— Information supplied —
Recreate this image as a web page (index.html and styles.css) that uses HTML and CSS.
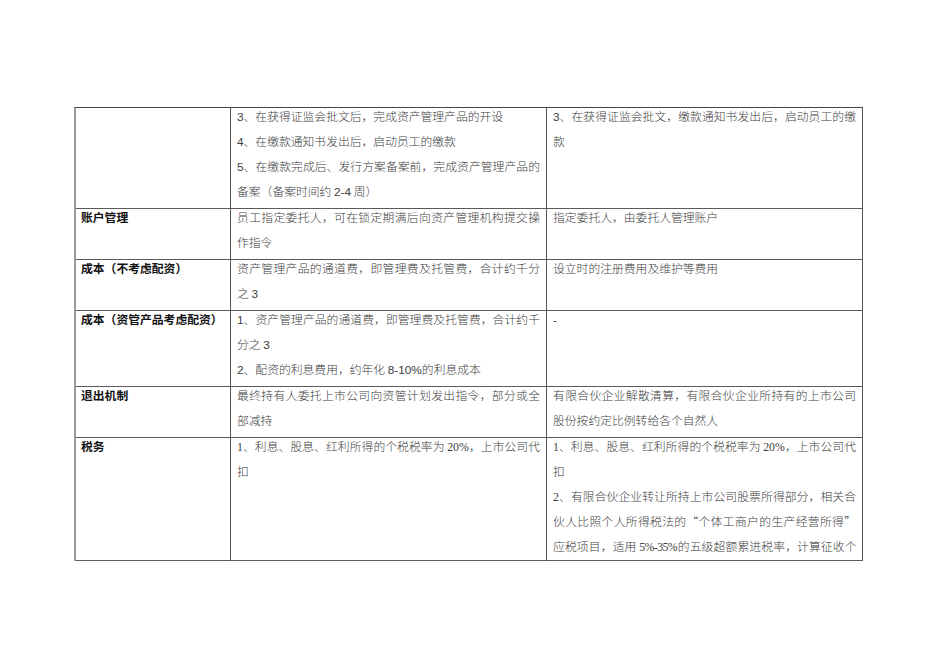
FILE: index.html
```html
<!DOCTYPE html>
<html lang="zh-CN">
<head>
<meta charset="utf-8">
<link rel="stylesheet" href="styles.css">
<title>对比表</title>
</head>
<body>
<div class="sheet">
  <div class="cell label"></div>
  <div class="cell">
    <div class="ln"><span class="d">3</span>、在获得证监会批文后，完成资产管理产品的开设</div>
    <div class="ln"><span class="d">4</span>、在缴款通知书发出后，启动员工的缴款</div>
    <div class="ln full"><span class="d">5</span>、在缴款完成后、发行方案备案前，完成资产管理产品的</div>
    <div class="ln">备案（备案时间约 <span class="d">2-4</span> 周）</div>
  </div>
  <div class="cell">
    <div class="ln full"><span class="d">3</span>、在获得证监会批文，缴款通知书发出后，启动员工的缴</div>
    <div class="ln">款</div>
  </div>

  <div class="cell label"><div class="ln">账户管理</div></div>
  <div class="cell">
    <div class="ln full">员工指定委托人，可在锁定期满后向资产管理机构提交操</div>
    <div class="ln">作指令</div>
  </div>
  <div class="cell">
    <div class="ln">指定委托人，由委托人管理账户</div>
  </div>

  <div class="cell label"><div class="ln">成本（不考虑配资）</div></div>
  <div class="cell">
    <div class="ln full">资产管理产品的通道费，即管理费及托管费，合计约千分</div>
    <div class="ln">之 <span class="d">3</span></div>
  </div>
  <div class="cell">
    <div class="ln">设立时的注册费用及维护等费用</div>
  </div>

  <div class="cell label"><div class="ln">成本（资管产品考虑配资）</div></div>
  <div class="cell">
    <div class="ln full"><span class="d">1</span>、资产管理产品的通道费，即管理费及托管费，合计约千</div>
    <div class="ln">分之 <span class="d">3</span></div>
    <div class="ln"><span class="d">2</span>、配资的利息费用，约年化 <span class="d">8-10%</span>的利息成本</div>
  </div>
  <div class="cell">
    <div class="ln"><span class="d">-</span></div>
  </div>

  <div class="cell label"><div class="ln">退出机制</div></div>
  <div class="cell">
    <div class="ln full">最终持有人委托上市公司向资管计划发出指令，部分或全</div>
    <div class="ln">部减持</div>
  </div>
  <div class="cell">
    <div class="ln full">有限合伙企业解散清算，有限合伙企业所持有的上市公司</div>
    <div class="ln">股份按约定比例转给各个自然人</div>
  </div>

  <div class="cell label clip"><div class="ln">税务</div></div>
  <div class="cell clip">
    <div class="ln full"><span class="s">1</span>、利息、股息、红利所得的个税税率为 <span class="s">20%</span>，上市公司代</div>
    <div class="ln">扣</div>
  </div>
  <div class="cell clip">
    <div class="ln full"><span class="s">1</span>、利息、股息、红利所得的个税税率为 <span class="s">20%</span>，上市公司代</div>
    <div class="ln">扣</div>
    <div class="ln full"><span class="s">2</span>、有限合伙企业转让所持上市公司股票所得部分，相关合</div>
    <div class="ln full">伙人比照个人所得税法的<span class="q">“</span>个体工商户的生产经营所得<span class="q">”</span></div>
    <div class="ln full tight">应税项目，适用 <span class="s">5%-35%</span>的五级超额累进税率，计算征收个</div>
  </div>
</div>
</body>
</html>
```

FILE: styles.css
```css
html, body {
  margin: 0;
  padding: 0;
  background: #ffffff;
}

body {
  font-family: "Noto Sans CJK SC", sans-serif;
  font-size: 11.8px;
  color: #404040;
}

.sheet {
  display: grid;
  grid-template-columns: 155px 316px 316px;
  width: 789px;
  box-sizing: border-box;
  margin: 107px 0 0 74px;
  border-top: 1px solid #444444;
  border-left: 2px solid #9a9a9a;
}

.cell {
  box-sizing: border-box;
  border-right: 1px solid #555555;
  border-bottom: 1px solid #5a5a5a;
  padding: 0 6px 0 6px;
  font-weight: 300;
}

.cell.label {
  padding-left: 5px;
  font-weight: 700;
  color: #111111;
}

.cell.clip {
  height: 123px;
  overflow: hidden;
}

.ln {
  line-height: 16px;
  height: 25px;
  box-sizing: border-box;
  padding-bottom: 9px;
  white-space: nowrap;
}

.ln.full {
  text-align: justify;
  text-align-last: justify;
  text-justify: inter-character;
  white-space: normal;
}

.ln.tight {
  letter-spacing: -0.6px;
}

.d {
  font-family: "Liberation Sans", sans-serif;
  font-weight: 400;
}

.s {
  font-family: "Liberation Serif", serif;
  font-weight: 400;
}

.q {
  font-family: "Noto Sans CJK SC", sans-serif;
}
```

— Exercise directions —
Skip every picture and transcribe the data above exactly.

— Result —
Recreate this image as a web page (index.html and styles.css) that uses HTML and CSS.
FILE: index.html
```html
<!DOCTYPE html>
<html lang="zh-CN">
<head>
<meta charset="utf-8">
<link rel="stylesheet" href="styles.css">
<title>对比表</title>
</head>
<body>
<div class="sheet">
  <div class="cell label"></div>
  <div class="cell">
    <div class="ln"><span class="d">3</span>、在获得证监会批文后，完成资产管理产品的开设</div>
    <div class="ln"><span class="d">4</span>、在缴款通知书发出后，启动员工的缴款</div>
    <div class="ln full"><span class="d">5</span>、在缴款完成后、发行方案备案前，完成资产管理产品的</div>
    <div class="ln">备案（备案时间约 <span class="d">2-4</span> 周）</div>
  </div>
  <div class="cell">
    <div class="ln full"><span class="d">3</span>、在获得证监会批文，缴款通知书发出后，启动员工的缴</div>
    <div class="ln">款</div>
  </div>

  <div class="cell label"><div class="ln">账户管理</div></div>
  <div class="cell">
    <div class="ln full">员工指定委托人，可在锁定期满后向资产管理机构提交操</div>
    <div class="ln">作指令</div>
  </div>
  <div class="cell">
    <div class="ln">指定委托人，由委托人管理账户</div>
  </div>

  <div class="cell label"><div class="ln">成本（不考虑配资）</div></div>
  <div class="cell">
    <div class="ln full">资产管理产品的通道费，即管理费及托管费，合计约千分</div>
    <div class="ln">之 <span class="d">3</span></div>
  </div>
  <div class="cell">
    <div class="ln">设立时的注册费用及维护等费用</div>
  </div>

  <div class="cell label"><div class="ln">成本（资管产品考虑配资）</div></div>
  <div class="cell">
    <div class="ln full"><span class="d">1</span>、资产管理产品的通道费，即管理费及托管费，合计约千</div>
    <div class="ln">分之 <span class="d">3</span></div>
    <div class="ln"><span class="d">2</span>、配资的利息费用，约年化 <span class="d">8-10%</span>的利息成本</div>
  </div>
  <div class="cell">
    <div class="ln"><span class="d">-</span></div>
  </div>

  <div class="cell label"><div class="ln">退出机制</div></div>
  <div class="cell">
    <div class="ln full">最终持有人委托上市公司向资管计划发出指令，部分或全</div>
    <div class="ln">部减持</div>
  </div>
  <div class="cell">
    <div class="ln full">有限合伙企业解散清算，有限合伙企业所持有的上市公司</div>
    <div class="ln">股份按约定比例转给各个自然人</div>
  </div>

  <div class="cell label clip"><div class="ln">税务</div></div>
  <div class="cell clip">
    <div class="ln full"><span class="s">1</span>、利息、股息、红利所得的个税税率为 <span class="s">20%</span>，上市公司代</div>
    <div class="ln">扣</div>
  </div>
  <div class="cell clip">
    <div class="ln full"><span class="s">1</span>、利息、股息、红利所得的个税税率为 <span class="s">20%</span>，上市公司代</div>
    <div class="ln">扣</div>
    <div class="ln full"><span class="s">2</span>、有限合伙企业转让所持上市公司股票所得部分，相关合</div>
    <div class="ln full">伙人比照个人所得税法的<span class="q">“</span>个体工商户的生产经营所得<span class="q">”</span></div>
    <div class="ln full tight">应税项目，适用 <span class="s">5%-35%</span>的五级超额累进税率，计算征收个</div>
  </div>
</div>
</body>
</html>
```

FILE: styles.css
```css
html, body {
  margin: 0;
  padding: 0;
  background: #ffffff;
}

body {
  font-family: "Noto Sans CJK SC", sans-serif;
  font-size: 11.8px;
  color: #404040;
}

.sheet {
  display: grid;
  grid-template-columns: 155px 316px 316px;
  width: 789px;
  box-sizing: border-box;
  margin: 107px 0 0 74px;
  border-top: 1px solid #444444;
  border-left: 2px solid #9a9a9a;
}

.cell {
  box-sizing: border-box;
  border-right: 1px solid #555555;
  border-bottom: 1px solid #5a5a5a;
  padding: 0 6px 0 6px;
  font-weight: 300;
}

.cell.label {
  padding-left: 5px;
  font-weight: 700;
  color: #111111;
}

.cell.clip {
  height: 123px;
  overflow: hidden;
}

.ln {
  line-height: 16px;
  height: 25px;
  box-sizing: border-box;
  padding-bottom: 9px;
  white-space: nowrap;
}

.ln.full {
  text-align: justify;
  text-align-last: justify;
  text-justify: inter-character;
  white-space: normal;
}

.ln.tight {
  letter-spacing: -0.6px;
}

.d {
  font-family: "Liberation Sans", sans-serif;
  font-weight: 400;
}

.s {
  font-family: "Liberation Serif", serif;
  font-weight: 400;
}

.q {
  font-family: "Noto Sans CJK SC", sans-serif;
}
```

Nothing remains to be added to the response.